For those of you who might’ve feared for the future of Am Yisrael upon hearing that last story, fear not – the rest of the speaking tour was much more inspirational and uplifting. All in all I spoke to students at 17 yeshivot and midrashot/seminaries (with double shifts and make-ups, I think I spoke around 20 times in total), speaking to ~600 incoming college freshmen. Now I don’t know how many total post-Israel students go to college every year, but I probably spoke to a good portion of them. The format was normally that I spoke for ~45 minutes and then fielded questions for another 15, if people had. And the reception was always great; people asked a lot of questions – good questions – questions I could tell were the result of serious thinking and understanding on their part. And many of the students came up and spoke to me afterward, either to tell me how inspiring that was or to ask me what the deal was on their campus, or just to introduce themselves.

On a side note, what I still find funny is that I went on a speaking tour. Besides for the element of me speaking to rooms full of seminary girls, the reason it surprises me is because growing up, one of the only things I knew I could never do was be a public speaker. I just couldn’t do it, I was too nervous, I had no self-confidence and I couldn’t speak well. Fine, so I always knew I would just choose a profession that didn’t entail speaking to hundreds of people. And then here I was, speaking to hundreds of people. And it went well – without a hitch. I think the reason was because I mostly just spoke from the heart. Sure I had the outline of a speech in front of me but more often than not, I just spoke freely, loosely following my outline. And the questions were the best, where I really got to speak my mind and bare my heart and tell my stories. There was nothing to be nervous about, I was just telling my story, having a little ‘hart to heart’.

Towards the end of the presentation, I would also pass around a pad of paper for people to sign up with their name, email and school if they were interested in finding out more, wanting to connect with other like-minded people on their campus, interested in staying in touch with me, or just wanted to find out where to get $ for Shabbat meals.
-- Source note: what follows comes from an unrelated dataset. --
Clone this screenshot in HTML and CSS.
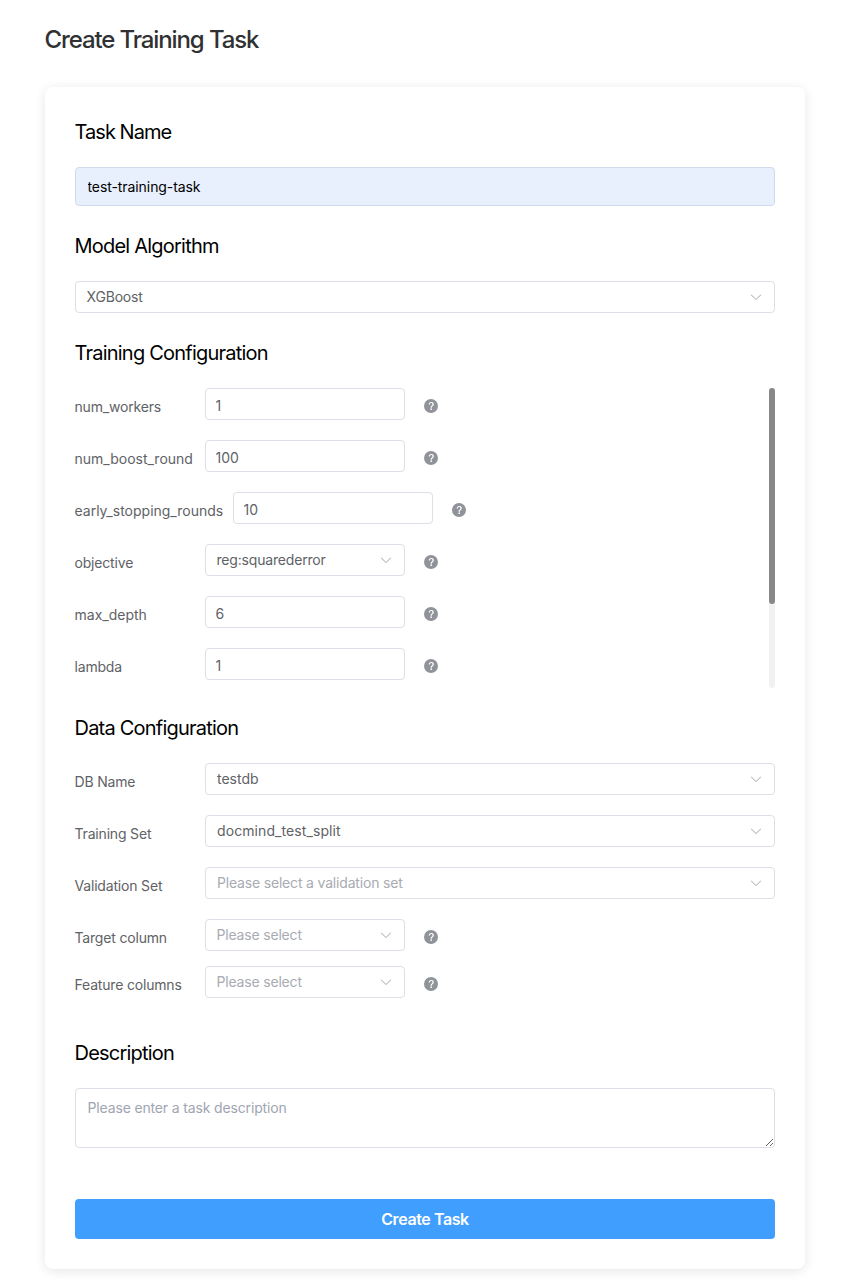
FILE: index.html
```
<!DOCTYPE html>
<html lang="en">
<head>
<meta charset="utf-8">
<title>Create Training Task</title>
<link rel="stylesheet" href="styles.css">
</head>
<body>
<svg class="sprite" aria-hidden="true">
  <symbol id="arrow" viewBox="0 0 1024 1024"><path d="M831.872 340.864 512 652.672 192.128 340.864a30.592 30.592 0 0 0-42.752 0 29.12 29.12 0 0 0 0 41.6L489.664 714.24a32 32 0 0 0 44.672 0l340.288-331.712a29.12 29.12 0 0 0 0-41.728 30.592 30.592 0 0 0-42.752 0z"/></symbol>
  <symbol id="help" viewBox="0 0 1024 1024"><path d="M512 64a448 448 0 1 1 0 896 448 448 0 0 1 0-896m23.744 191.488c-52.096 0-92.928 14.784-123.2 44.352-30.976 29.568-45.76 70.4-45.76 122.496h80.256c0-29.568 5.632-52.8 17.6-68.992 13.376-19.712 35.2-28.864 66.176-28.864 23.936 0 42.944 6.336 56.32 19.712 12.672 13.376 19.712 31.68 19.712 54.912 0 17.6-6.336 34.496-19.008 49.984l-8.448 9.856c-45.76 40.832-73.216 70.4-82.368 89.408-9.856 19.008-14.08 42.24-14.08 68.992v9.856h80.96v-9.856c0-16.896 3.52-31.68 10.56-45.76 6.336-12.672 15.488-24.64 28.16-35.2 33.792-29.568 54.208-48.576 60.544-55.616 16.896-22.528 26.048-51.392 26.048-86.592 0-42.944-14.08-76.736-42.24-101.376-28.16-25.344-65.472-37.312-111.232-37.312zm-12.672 406.208a54.272 54.272 0 0 0-38.72 14.784 49.408 49.408 0 0 0-15.488 38.016c0 15.488 4.928 28.16 15.488 38.016A54.848 54.848 0 0 0 523.072 768c15.488 0 28.16-4.928 38.72-14.784a51.52 51.52 0 0 0 16.192-38.72 51.968 51.968 0 0 0-15.488-38.016 55.936 55.936 0 0 0-39.424-14.784z"/></symbol>
</svg>
<main class="page">
  <h1 class="title">Create Training Task</h1>
  <form class="card">
    <h2 class="heading">Task Name</h2>
    <input class="name-input" type="text" value="test-training-task">

    <h2 class="heading">Model Algorithm</h2>
    <div class="select select-first"><span>XGBoost</span><svg class="arrow"><use href="#arrow"/></svg></div>

    <h2 class="heading">Training Configuration</h2>
    <div class="scroll-area">
      <div class="rows">
        <div class="row"><label class="label">num_workers</label><input class="input" value="1"><svg class="help"><use href="#help"/></svg></div>
        <div class="row"><label class="label loose">num_boost_round</label><input class="input" value="100"><svg class="help"><use href="#help"/></svg></div>
        <div class="row"><label class="label label-long loose">early_stopping_rounds</label><input class="input" value="10"><svg class="help"><use href="#help"/></svg></div>
        <div class="row"><label class="label">objective</label><div class="select short"><span>reg:squarederror</span><svg class="arrow"><use href="#arrow"/></svg></div><svg class="help"><use href="#help"/></svg></div>
        <div class="row"><label class="label loose">max_depth</label><input class="input" value="6"><svg class="help"><use href="#help"/></svg></div>
        <div class="row"><label class="label">lambda</label><input class="input" value="1"><svg class="help"><use href="#help"/></svg></div>
      </div>
      <div class="track"><div class="thumb"></div></div>
    </div>

    <h2 class="heading">Data Configuration</h2>
    <div class="rows data-rows">
      <div class="row"><label class="label">DB Name</label><div class="select loose"><span>testdb</span><svg class="arrow"><use href="#arrow"/></svg></div></div>
      <div class="row"><label class="label">Training Set</label><div class="select wide-text"><span>docmind_test_split</span><svg class="arrow"><use href="#arrow"/></svg></div></div>
      <div class="row"><label class="label">Validation Set</label><div class="select empty"><span>Please select a validation set</span><svg class="arrow"><use href="#arrow"/></svg></div></div>
      <div class="row"><label class="label">Target column</label><div class="select short empty"><span>Please select</span><svg class="arrow"><use href="#arrow"/></svg></div><svg class="help"><use href="#help"/></svg></div>
      <div class="row row-tight"><label class="label">Feature columns</label><div class="select short empty"><span>Please select</span><svg class="arrow"><use href="#arrow"/></svg></div><svg class="help"><use href="#help"/></svg></div>
    </div>

    <h2 class="heading heading-last">Description</h2>
    <textarea class="textarea" placeholder="Please enter a task description"></textarea>
    <button class="submit" type="button">Create Task</button>
  </form>
</main>
</body>
</html>
```
FILE: styles.css
```
* { box-sizing: border-box; }
body {
  margin: 0;
  background: #fff;
  font-family: Inter, "Liberation Sans", sans-serif;
  font-size: 14px;
  letter-spacing: -0.18px;
  color: #606266;
}
.sprite { display: none; }
.page { padding: 24px 45px 17px; }
.title {
  margin: 0 0 31px;
  font-size: 24px;
  line-height: 32px;
  font-weight: 500;
  letter-spacing: -1.11px;
  text-indent: -0.5px;
  color: #303133;
}
.card {
  display: flex;
  flex-direction: column;
  height: 1182px;
  padding: 30px;
  background: #fff;
  border-radius: 8px;
  box-shadow: 0 2px 12px rgba(0, 0, 0, 0.1);
}
.heading {
  margin: 25px 0 20px;
  font-size: 20px;
  line-height: 30px;
  font-weight: 400;
  letter-spacing: -0.78px;
  text-indent: -0.5px;
  color: #000;
}
.heading:first-child { margin-top: 0; letter-spacing: -0.95px; }
.heading-last { margin-top: 40px; }
input, textarea, button { font: inherit; letter-spacing: inherit; outline: none; }
.name-input {
  height: 39px;
  padding: 1px 11.5px;
  border: 1px solid #d0dbeb;
  border-radius: 4px;
  background: #e8effd;
  letter-spacing: -0.08px;
  color: #000;
}
.input {
  width: 200px;
  height: 32px;
  padding: 3px 9.5px 1px;
  border: 1px solid #dcdfe6;
  border-radius: 4px;
  background: #fff;
  letter-spacing: 0;
  color: #606266;
}
.select {
  display: flex;
  flex: 1;
  align-items: center;
  justify-content: space-between;
  height: 32px;
  padding: 0 11px;
  border: 1px solid #dcdfe6;
  border-radius: 4px;
  background: #fff;
}
.select span { padding-bottom: 2px; }
.select-first { flex: none; padding-left: 10.5px; }
.short { flex: none; width: 200px; padding-left: 10.5px; }
.empty { color: #a8abb2; }
.loose { letter-spacing: 0; }
.wide-text { letter-spacing: 0.09px; }
.arrow { width: 14px; height: 14px; fill: #a8abb2; }
.scroll-area { display: flex; justify-content: space-between; height: 300px; }
.rows { display: flex; flex-direction: column; gap: 20px; }
.row { display: flex; height: 32px; }
.row-tight { margin-top: -5px; }
.label {
  width: 130px;
  padding-top: 3px;
  line-height: 32px;
  text-indent: -0.5px;
  white-space: nowrap;
}
.label-long { width: 158px; }
.help { width: 16px; height: 16px; margin: 10px 0 0 18px; fill: #909399; }
.track { width: 6px; height: 300px; border-radius: 3px; background: #f1f1f1; }
.thumb { width: 6px; height: 216px; border-radius: 3px; background: #888; }
.textarea {
  height: 60px;
  padding: 8px 11.5px;
  border: 1px solid #dcdfe6;
  border-radius: 4px;
  line-height: 21px;
  letter-spacing: -0.15px;
  resize: vertical;
}
.textarea::placeholder { color: #a0a5b1; }
.submit {
  height: 40px;
  margin-top: 51px;
  border: 0;
  border-radius: 4px;
  background: #409eff;
  color: #fff;
  font-size: 16px;
  font-weight: 600;
  letter-spacing: -0.4px;
}
```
Here’s a table with the numbers of students who signed up from each college.

College #signed up
YU 21
NYU 15
Brandeis 14
Maryland 14
Penn 12
Columbia 11
York 10
Queens 9
Stern 9
unknown 9
Barnard 8
Rutgers 7.5
Binghamton 5
Boston 4
City Honors 3
McGill 3
Yale 3
Bar Ilan 2.5
Baruch 2
Brooklyn 2
Cornell 2
Harvard 2
Hunter 2
Princeton 2
Ryerson 2
Touro 2
U. Kansas 2
U. of Toronto 2
Carnegie Mellon 1
Dawson College (Montreal) 1
Florida State U. 1
Florida University (U of F?) 1
George Brown 1
John Jay 1
Loyola 1
Northwestern 1
Pratt 1
Queensborogugh 1
Stonybrook 1
U. Birmingham 1
U. Chicago 1
U. Florida 1
U. Hartford 1
U. Liverpool 1
U. Manchester 1
U. Miami 1
U. Michigan 1
U. Montreal 1
U. Urbana 1
UMass 1
Wellesley 1
Western Ontario 1

As you can see, “Heart to Heart” will never be the same. The question is where exactly to go next. I guess the goal would be for this to expand to other colleges, maybe even have similar groups start at other places, and form some sort of structured network, while still keeping it grassroots, personal and genuine. Organized but not an organization. Or whatever you want to call it – just more people being nice and welcoming. But don’t worry, just because this is growing doesn’t mean I’ll stop posting stories – that’s really the ikar of this all. And I hope that in time, other people can start sharing their stories as well (linked blogs? or turn into a group blog?). Fine, so not all 213 people will start groups like this, but if even a few do, or if some more people make just one shabbat meal over their time in college, or meet and connect to just one new person — then this will all be worth it.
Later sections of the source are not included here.